Something found in urine and fertilizer can fuel blue-green algae. An experiment was done at Franklin Lock last month showing that urea is like a superfood for algae.
Based on early observations from the experiment, researchers found that blue-green algae, in this instance, gobbled it up. But, they say, they don’t have all of the results just yet.
Plants love it, and humans and animals excrete it.
“It also is something that the cyanobacteria really loved too. It could be a superfood,” said Barry Rosen, Ph.D., a professor at Florida Gulf Coast University’s The Water School.
Rosen is referring to urea, which is found in urine and is commonly used in fertilizer.
This observation comes after the Army Corps of Engineers funded an experiment for FGCU, the U.S. Geological Survey and NOVA Southeastern to study what nutrients make blue-green algae bloom at the Franklin Lock.
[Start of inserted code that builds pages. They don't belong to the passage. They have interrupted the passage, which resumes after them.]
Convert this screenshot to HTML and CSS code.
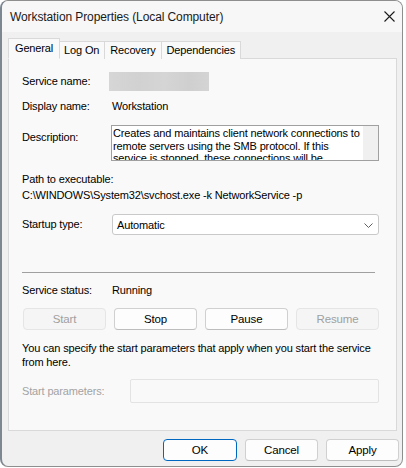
FILE: index.html
```html
<!DOCTYPE html>
<html>
<head>
<meta charset="utf-8">
<title>Workstation Properties</title>
<link rel="stylesheet" href="styles.css">
</head>
<body>
<div class="window">
  <div class="titlebar">
    <span class="title">Workstation Properties (Local Computer)</span>
    <svg class="close" width="11" height="11" viewBox="0 0 11 11"><path d="M0.5 0.5 L10.5 10.5 M10.5 0.5 L0.5 10.5" stroke="#1b1b1b" stroke-width="1.1" fill="none"/></svg>
  </div>
  <div class="content">
    <div class="tabs">
      <div class="tab active">General</div>
      <div class="tab">Log On</div>
      <div class="tab">Recovery</div>
      <div class="tab">Dependencies</div>
    </div>
    <div class="panel">
      <div class="row r-service">
        <span class="label">Service name:</span>
        <span class="blurred"></span>
      </div>
      <div class="row r-display">
        <span class="label">Display name:</span>
        <span class="value">Workstation</span>
      </div>
      <div class="row r-desc">
        <span class="label desc-label">Description:</span>
        <div class="descbox">
          <div class="desctext">Creates and maintains client network connections to<br>remote servers using the SMB protocol. If this<br>service is stopped, these connections will be<br>unavailable.</div>
          <div class="scroll"></div>
        </div>
      </div>
      <div class="path-label">Path to executable:</div>
      <div class="path-value">C:\WINDOWS\System32\svchost.exe -k NetworkService -p</div>
      <div class="row r-startup">
        <span class="label">Startup type:</span>
        <div class="combo">
          <span>Automatic</span>
          <svg width="9" height="5" viewBox="0 0 9 5"><path d="M0.5 0.5 L4.5 4.5 L8.5 0.5" stroke="#5f5f5f" stroke-width="1" fill="none"/></svg>
        </div>
      </div>
      <div class="sep"></div>
      <div class="row r-status">
        <span class="label">Service status:</span>
        <span class="value">Running</span>
      </div>
      <div class="svc-buttons">
        <button class="btn disabled">Start</button>
        <button class="btn">Stop</button>
        <button class="btn">Pause</button>
        <button class="btn disabled">Resume</button>
      </div>
      <p class="info">You can specify the start parameters that apply when you start the service<br>from here.</p>
      <div class="row r-params">
        <span class="label dim">Start parameters:</span>
        <div class="param-input"></div>
      </div>
    </div>
    <div class="footer">
      <button class="btn fbtn primary">OK</button>
      <button class="btn fbtn">Cancel</button>
      <button class="btn fbtn">Apply</button>
    </div>
  </div>
</div>
</body>
</html>
```
FILE: styles.css
```css
html, body {
  margin: 0;
  padding: 0;
  background: #ffffff;
}
body {
  font-family: "Liberation Sans", Arial, sans-serif;
  font-size: 11px;
  letter-spacing: -0.15px;
  color: #000;
}
.window {
  box-sizing: border-box;
  width: 403px;
  height: 467px;
  background: #f0f0f0;
  border: 1px solid #8e8e8e;
  border-left: 2px solid #7d8792;
  border-radius: 8px;
  overflow: hidden;
}
.titlebar {
  height: 31px;
  background: #f7f7f7;
  display: flex;
  align-items: center;
  justify-content: space-between;
  padding: 0 7px 0 8px;
}
.title {
  font-size: 12px;
  letter-spacing: -0.1px;
  color: #1a1a1a;
}
.close {
  margin-top: -1px;
}
.content {
  padding: 6px 5px 0 6px;
}
.tabs {
  display: flex;
  align-items: flex-end;
  height: 21px;
  position: relative;
  z-index: 1;
  margin-bottom: -1px;
}
.tab {
  box-sizing: border-box;
  height: 18px;
  line-height: 17px;
  padding: 0 5px;
  background: #f9f9f9;
  border: 1px solid #d9d9d9;
  border-bottom: none;
  margin-left: -1px;
}
.tab:first-child {
  margin-left: 0;
}
.tab.active {
  height: 21px;
  line-height: 18px;
  padding: 0 6px;
  border-bottom: 1px solid #f9f9f9;
  position: relative;
  z-index: 2;
  margin-right: -1px;
}
.panel {
  box-sizing: border-box;
  height: 373px;
  background: #f9f9f9;
  border: 1px solid #d9d9d9;
  padding: 13px 17px 0 13px;
}
.row {
  display: flex;
  align-items: center;
}
.label {
  width: 90px;
  flex: none;
  line-height: 13px;
}
.value {
  line-height: 13px;
}
.dim {
  color: #a3a3a3;
}
.r-service {
  height: 19px;
}
.blurred {
  width: 100px;
  height: 19px;
  margin-left: -3px;
  background: linear-gradient(90deg, #d6d6d6 0%, #d1d1d1 30%, #d5d5d5 55%, #cfcfcf 80%, #d4d4d4 100%);
}
.r-display {
  height: 19px;
  margin-top: 6px;
}
.r-desc {
  align-items: flex-start;
  margin-top: 9px;
}
.desc-label {
  margin-top: 6px;
}
.descbox {
  box-sizing: border-box;
  width: 268px;
  height: 36px;
  margin-left: -1px;
  border: 1px solid #a0a0a0;
  background: #fff;
  display: flex;
  overflow: hidden;
}
.desctext {
  flex: 1;
  padding: 1px 0 0 1px;
  line-height: 12.5px;
  white-space: nowrap;
  overflow: hidden;
}
.scroll {
  width: 15px;
  flex: none;
  background: #f0f0f0;
  border-left: 1px solid #fff;
}
.path-label {
  margin-top: 12px;
  line-height: 13px;
}
.path-value {
  margin-top: 3px;
  line-height: 13px;
}
.r-startup {
  margin-top: 12px;
}
.combo {
  box-sizing: border-box;
  width: 267px;
  height: 21px;
  background: #fff;
  border: 1px solid #c9c9c9;
  border-radius: 3px;
  display: flex;
  align-items: center;
  justify-content: space-between;
  padding: 0 5px 0 4px;
}
.combo svg {
  margin-top: 1px;
}
.sep {
  height: 1px;
  background: #a0a0a0;
  margin: 37px 4px 0 0;
}
.r-status {
  margin-top: 11px;
}
.svc-buttons {
  display: grid;
  grid-template-columns: repeat(4, 1fr);
  gap: 8px;
  margin-top: 11px;
  padding-left: 1px;
}
.btn {
  box-sizing: border-box;
  height: 22px;
  font-family: "Liberation Sans", Arial, sans-serif;
  font-size: 11.5px;
  letter-spacing: -0.15px;
  color: #000;
  background: #fdfdfd;
  border: 1px solid #d0d0d0;
  border-bottom-color: #bdbdbd;
  border-radius: 4px;
  padding: 0;
  margin: 0;
}
.btn.disabled {
  background: #f5f5f5;
  border-color: #e5e5e5;
  color: #a0a0a0;
}
.info {
  margin: 11px 0 0 0;
  line-height: 14px;
}
.r-params {
  margin-top: 10px;
}
.label.dim {
  width: 108px;
}
.param-input {
  box-sizing: border-box;
  width: 250px;
  height: 24px;
  background: #f9f9f9;
  border: 1px solid #e3e3e3;
  border-radius: 2px;
}
.footer {
  display: flex;
  justify-content: flex-end;
  gap: 8px;
  margin: 8px -2px 0 0;
}
.fbtn {
  width: 73px;
}
.fbtn.primary {
  width: 74px;
  border: 1px solid #0067c0;
}
```
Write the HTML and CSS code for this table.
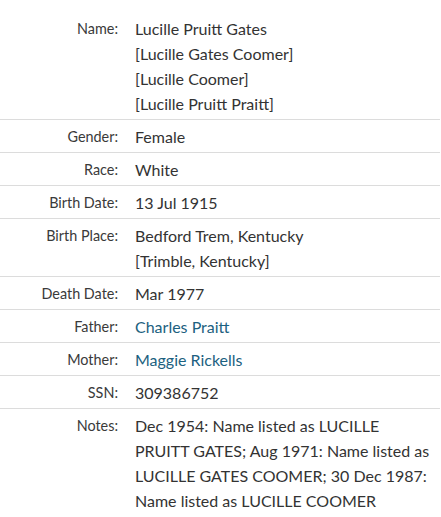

They used large tubes called “mesocosms.”
“We had ammonium treatment, and we had a phosphorus treatment and controls and the urea treatment brightened up, It was like, OK, so what happened there?” Rosen said.
This marks the first time researchers added urea samples to their study. “It’s great food for them,” Rosen said.
Yet, they aren’t looking at where the nutrient is coming from in the surrounding environment.
“I’m not looking at the distribution of nutrients from the watershed if it’s from the watershed, and urea isn’t that easy to measure,” Rosen said. “So we’re measuring it for the first time in this experiment.”
Researchers are in the final stages of a three-year study but they’re still working on the first year’s data, so it could take a while to see final results.